Stanton Street CSA

Summer Share Details

There are four share options available to our members during the summer season: vegetables, fruit, eggs, and flowers. Most of our members start with a veggie share and build from there, but feel free to order any combination of the following.

VEGETABLES – $460

Starts on Thursday, June 18th and lasts 22 weeks.

Each year Ted grows 10 to 15 acres of organic vegetables for his CSA shareholders, offering the widest possible assortment of vegetables. We’ll get salad greens and cooking greens, herbs, an assortment of roots, bulbs and tubers, and seasonal vegetables, including tomatoes, squashes, cucumbers, peppers, melons, and eggplant. We’ll have peas in the spring, beans in the summer, and sweet corn every other week from mid July through mid September. And we’ll have a wide variety of unusual vegetables that come in smaller quantities. Ted does a very good job of growing an array of produce, while the whims of nature do a similarly good job of keeping us all guessing as to which veggies will be ripe when, and in what quantities. The key to enjoying a CSA’s bounty: flexible expectations!

FRUIT – $140

Starts on Thursday, June 18th and lasts 20 weeks.

The fruit share has become quite popular and consists of fresh, local fruit, typically beginning in the early summer with strawberries, cherries, blueberries and raspberries, progressing in mid summer to include peaches, plums, nectarines and apricots, and concluding in the fall with assorted apples, pears, cider and often a jar of something from the pantry. Please note that while all of the fruit comes from very dedicated fruit farmers located in the upper Hudson Valley, only the berries are grown organically. The other fruit is produced using IPM or low-spray practices. As organic fruit becomes more available, we’ll make sure to include it in the fruit share.

EGGS – $53/half doz, $99/doz, $190/two doz

Starts on Thursday, June 18th and lasts 22 weeks.

Windflower Farm’s neighbors Bob and Mary Pratt at Elihu Farm are offering their eggs to us again this summer season. Their hens live a natural life, eating locally mixed grain, with minerals and vitamins, while foraging for clover, seeds, bugs and worms. They receive no antibiotics or other medications. They graze out in the fields for three seasons in a movable shelter (called a ChickInn), surrounded by movable fencing.

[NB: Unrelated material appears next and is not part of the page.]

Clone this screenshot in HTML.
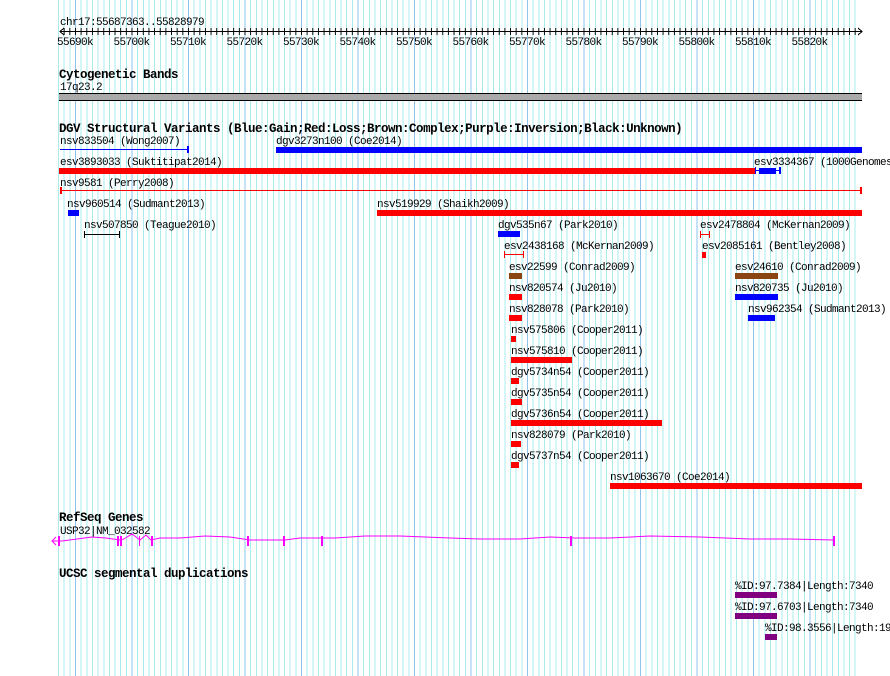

They go inside the shelter at night, for protection from predators.

Eggs from pastured chickens are known to be higher in vitamins A and E and in Omega-3 fatty acids, as compared with eggs from conventionally raised chickens. We are happy to offer this bounty to you—large eggs with thick whites, rich orange yolks, strong shells, and wonderful flavor.

Elihu Farm in southern Washington County will always be a farm because the Pratts have protected most of their land from development by donating an easement to the Agricultural Stewardship Association. Their peaceful marsh will always shelter birds and flowers and frogs, because it’s now part of the Federal Wetlands Reserve.

FLOWERS – $120

Starts either on Thursday, June 25th and lasts 10 weeks.

Our flower share consists of beautiful, organically grown, fresh cut flowers. You’ll receive your first bunch in late July. Some weeks you’ll receive arrangements made from a variety of flowers, other weeks you’ll have large bunches of a single variety to choose from. Ted’s wife Jan grows more than thirty varieties of cut flowers, selecting them for their beautiful colors, fragrance, and long-lasting qualities.

Your first bouquets might have spice-scented stock, campanula (a beautiful deep blue, bell-shaped flower) and Bells of Ireland, with its wonderful light green foliage. Next, you’ll receive sweet peas, snapdragon spikes, godetia, sweet William, lavatera, larkspur and brightly colored Asiatic lilies. In the heat of the summer, your distributions will include China asters, rose-like lisianthus, sunflowers, rudbeckia, dahlia-flowered zinnias and celosia.